In many of these stories, the accused waives the right to a lawyer during police questioning. Why?
It’s a human phenomenon. Eighty per cent of innocent people waive their rights because they are so eager to help the police prove they are innocent. They have no idea where the police are coming from.
You write about people like pathologist Dr. Steven Hayne, the Cadaver King, characters who seem like fictional figures.
The Cadaver King roamed the courtrooms of Mississippi for about 25 years in the late ’80s, ’90s and early 2000s. He became very well known amongst lawyers. He was a slick operator. He had a big vocabulary; he had a nice suit, and he was a professional testifier. He would tell the jury whatever the prosecutor wanted him to tell the jury to support the prosecution’s theory of guilt. We don’t know how many innocent people they put away. They sent several to death row. Almost all of them were exonerated or pulled off death row. 
Do people find it hard to believe this went on?
It’s fascinating. When Jim and I were writing the book, he wrote his five and I wrote my five, and we didn’t interfere with each other’s writing. We would finish the story and send it off to our editor in New York and every time the reaction was the same: “You got to be kidding.”
You say in the source notes that while Jim McClosky lived these stories, you relied on the work of others to write yours. Some reports think you took too liberally from published sources.
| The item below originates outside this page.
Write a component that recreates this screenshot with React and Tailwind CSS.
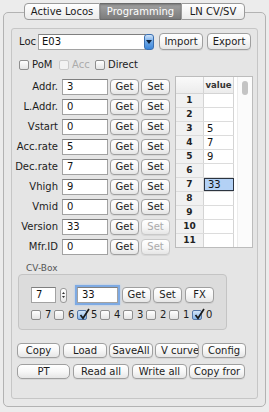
import React from 'react';

const font = "font-['DejaVu_Sans',sans-serif]";

const Btn = ({ w, children, disabled, h = 'h-[16px]', className = '' }) => (
  <div
    className={`${h} ${w} shrink-0 rounded-[4px] border flex items-center justify-center overflow-hidden whitespace-nowrap bg-linear-to-b from-white via-[#f7f7f7] to-[#e6e6e6] shadow-[0_1px_0_rgba(0,0,0,0.06)] ${
      disabled ? 'text-[#ababab] border-[#c8c8c8]' : 'text-[#1c1c1c] border-[#9f9f9f]'
    } ${className}`}
  >
    {children}
  </div>
);

const Check = ({ checked, disabled }) => (
  <span
    className={`relative inline-block shrink-0 w-[10px] h-[10px] rounded-[2px] border ${
      disabled
        ? 'border-[#cacaca] bg-[#f2f2f2]'
        : checked
        ? 'border-[#5577a8] bg-linear-to-b from-[#d3e5f8] to-[#86b6ea]'
        : 'border-[#8e8e8e] bg-linear-to-b from-white to-[#e4e4e4]'
    }`}
  >
    {checked && (
      <svg className="absolute left-[1px] -top-[3px]" width="11" height="12" viewBox="0 0 11 12">
        <path d="M1.5 7 L4 10.2 L10 1" stroke="#1a1a1a" strokeWidth="1.7" fill="none" />
      </svg>
    )}
  </span>
);

const Field = ({ w, value, className = '' }) => (
  <div
    className={`h-[16px] ${w} shrink-0 bg-white border border-[#a2a2a2] border-t-[#7f7f7f] flex items-center pl-[4px] text-[#111] ${className}`}
  >
    {value}
  </div>
);

const rows = [
  ['Addr.', '3', true],
  ['L.Addr.', '0', true],
  ['Vstart', '0', true],
  ['Acc.rate', '5', true],
  ['Dec.rate', '7', true],
  ['Vhigh', '9', true],
  ['Vmid', '0', true],
  ['Version', '33', false],
  ['Mfr.ID', '0', false],
];

const cvValues = ['', '', '5', '7', '9', '', '33', '', '', '', ''];

const bits = [
  ['7', false],
  ['6', false],
  ['5', true],
  ['4', false],
  ['3', false],
  ['2', false],
  ['1', false],
  ['0', true],
];

export default function App() {
  return (
    <div className={`w-[269px] h-[412px] bg-[#ececec] overflow-hidden text-[10px] leading-none ${font} pt-[12px]`}>
      {/* Tabbed frame */}
      <div className="ml-[3px] w-[263px] h-[395px] border border-[#b3b3b3] rounded-[5px] bg-[#e8e8e8] px-[7px] pb-[7px]">
        <div className="flex justify-center -mt-[10px] relative">
          <div className="h-[17px] w-[76px] rounded-l-[4px] border border-[#9a9a9a] bg-linear-to-b from-white to-[#ebebeb] flex items-center justify-center text-[#1a1a1a]">
            Active Locos
          </div>
          <div className="h-[17px] w-[81px] border-y border-[#6a6a6a] bg-linear-to-b from-[#a2a2a2] to-[#7c7c7c] flex items-center justify-center text-white shadow-[inset_0_1px_2px_rgba(0,0,0,0.25)]">
            Programming
          </div>
          <div className="h-[17px] w-[64px] rounded-r-[4px] border border-[#9a9a9a] bg-linear-to-b from-white to-[#ebebeb] flex items-center justify-center text-[#1a1a1a]">
            LN CV/SV
          </div>
        </div>

        {/* Programming panel */}
        <div className="mt-[8px] h-[371px] border border-[#c6c6c6] rounded-[3px] bg-[#e5e5e5] flex flex-col text-[#1c1c1c]">
          {/* Loc row */}
          <div className="mt-[4px] h-[17px] pl-[7px] flex items-center">
            <span className="w-[19px]">Loc</span>
            <div className="relative w-[116px] h-[17px] flex items-center">
              <div className="h-[16px] w-[108px] bg-white border border-[#a2a2a2] border-t-[#7f7f7f] flex items-center pl-[3px] text-[#111]">
                E03
              </div>
              <div className="-ml-[2px] w-[10px] h-[16px] rounded-[3px] border border-[#3b6fb0] bg-linear-to-b from-[#cfe3f9] via-[#6aa6e6] to-[#3c86d9] flex items-center justify-center">
                <svg width="6" height="4" viewBox="0 0 6 4">
                  <path d="M0 0 H6 L3 4 Z" fill="#0d2340" />
                </svg>
              </div>
            </div>
            <Btn w="w-[44px]" h="h-[17px]" className="ml-[5px]">Import</Btn>
            <Btn w="w-[44px]" h="h-[17px]" className="ml-[4px]">Export</Btn>
          </div>

          {/* Mode checkboxes */}
          <div className="mt-[9px] h-[12px] pl-[7px] flex items-center">
            <div className="w-[40px] flex items-center gap-[3px]">
              <Check />
              <span>PoM</span>
            </div>
            <div className="w-[36px] flex items-center gap-[3px] text-[#ababab]">
              <Check disabled />
              <span>Acc</span>
            </div>
            <div className="flex items-center gap-[3px]">
              <Check />
              <span>Direct</span>
            </div>
          </div>

          {/* CV rows + table */}
          <div className="mt-[5px] flex">
            <div className="pt-[3px] flex flex-col gap-[4px]">
              {rows.map(([label, value, canSet]) => (
                <div key={label} className="h-[16px] flex items-center">
                  <span className="w-[46px] text-right whitespace-nowrap">{label}</span>
                  <Field w="w-[46px]" value={value} className="ml-[4px]" />
                  <Btn w="w-[29px]" className="ml-[2px]">Get</Btn>
                  <Btn w="w-[29px]" className="ml-[2px]" disabled={!canSet}>Set</Btn>
                </div>
              ))}
            </div>

            <div className="ml-[5px] w-[78px] h-[172px] border border-[#bcbcbc] bg-white flex overflow-hidden">
              <div className="w-[58px] flex flex-col">
                <div className="h-[17px] flex shrink-0 border-b border-[#d4d4d4]">
                  <div className="w-[28px] bg-linear-to-b from-[#fafafa] to-[#ececec] border-r border-[#d4d4d4]" />
                  <div className="w-[30px] bg-linear-to-b from-[#fafafa] to-[#ececec] border-r border-[#d4d4d4] flex items-center justify-center text-[8.5px] font-bold text-[#333]">
                    value
                  </div>
                </div>
                {cvValues.map((v, i) => (
                  <div key={i} className="h-[14px] flex shrink-0 border-b border-[#dcdcdc]">
                    <div className="w-[28px] bg-[#f1f1f1] border-r border-[#d4d4d4] flex items-center justify-center text-[9px] font-bold text-[#222]">
                      {i + 1}
                    </div>
                    <div
                      className={`w-[30px] flex items-center pl-[3px] text-[#111] ${
                        i === 6
                          ? 'bg-[#b3d1f5] border border-[#2c3440]'
                          : 'border-r border-[#d4d4d4]'
                      }`}
                    >
                      {v}
                    </div>
                  </div>
                ))}
              </div>
              <div className="w-[4px] border-r border-[#ececec]" />
              <div className="flex-1 bg-[#fbfbfb] flex justify-center">
                <div className="mt-[4px] w-[6px] h-[14px] rounded-full bg-[#c4c4c4]" />
              </div>
            </div>
          </div>

          {/* CV-Box */}
          <div className="mt-[8px] h-[11px] pl-[14px] text-[9px] text-[#555] flex items-center">CV-Box</div>
          <div className="ml-[6px] w-[209px] h-[56px] border border-[#c4c4c4] rounded-[4px] bg-[#dcdcdc] flex flex-col">
            <div className="mt-[11px] h-[18px] pl-[12px] flex items-center">
              <Field w="w-[25px]" value="7" />
              <div className="ml-[4px] w-[7px] h-[15px] rounded-[3px] border border-[#9a9a9a] bg-linear-to-b from-white to-[#e8e8e8] flex flex-col items-center justify-center gap-[2px]">
                <svg width="3" height="2" viewBox="0 0 3 2">
                  <path d="M0 2 L1.5 0 L3 2 Z" fill="#333" />
                </svg>
                <svg width="3" height="2" viewBox="0 0 3 2">
                  <path d="M0 0 L1.5 2 L3 0 Z" fill="#333" />
                </svg>
              </div>
              <Field
                w="w-[41px]"
                value="33"
                className="ml-[10px] shadow-[0_0_0_2px_#7eaae3,0_0_2px_2px_#a9c8ee]"
              />
              <Btn w="w-[29px]" className="ml-[4px]">Get</Btn>
              <Btn w="w-[29px]" className="ml-[2px]">Set</Btn>
              <Btn w="w-[29px]" className="ml-[3px]">FX</Btn>
            </div>
            <div className="mt-[6px] h-[10px] pl-[12px] flex items-center">
              {bits.map(([b, on]) => (
                <div key={b} className="w-[23px] flex items-center gap-[4px] shrink-0">
                  <Check checked={on} />
                  <span>{b}</span>
                </div>
              ))}
            </div>
          </div>

          {/* Bottom buttons */}
          <div className="mt-[13px] pl-[5px] flex items-center">
            <Btn w="w-[43px]" h="h-[15px]">Copy</Btn>
            <Btn w="w-[44px]" h="h-[15px]" className="ml-[3px]">Load</Btn>
            <Btn w="w-[44px]" h="h-[15px]" className="ml-[2px]">SaveAll</Btn>
            <Btn w="w-[44px]" h="h-[15px]" className="ml-[2px] justify-start pl-[5px]">V curve</Btn>
            <Btn w="w-[44px]" h="h-[15px]" className="ml-[3px]">Config</Btn>
          </div>
          <div className="mt-[6px] pl-[5px] flex items-center">
            <Btn w="w-[53px]" h="h-[15px]" className="rounded-[5px] border-[#7d7d7d]">PT</Btn>
            <Btn w="w-[56px]" h="h-[15px]" className="ml-[3px]">Read all</Btn>
            <Btn w="w-[55px]" h="h-[15px]" className="ml-[3px]">Write all</Btn>
            <Btn w="w-[56px]" h="h-[15px]" className="ml-[2px] justify-start pl-[4px]">Copy fror</Btn>
          </div>
        </div>
      </div>
    </div>
  );
}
Are you concerned?
It concerns me if people make those allegations. When you write non-fiction, especially investigative non-fiction, you have to rely on the work of others. All these cases are famous. We thanked and credited and sourced and acknowledged all the people. And now someone’s made an allegation we got too close to their work, and I was accused of poaching their work. Well, you know, I’m not guilty. I’m not liable. But see for yourself. Both stories have been published.
This interview has been edited and condensed.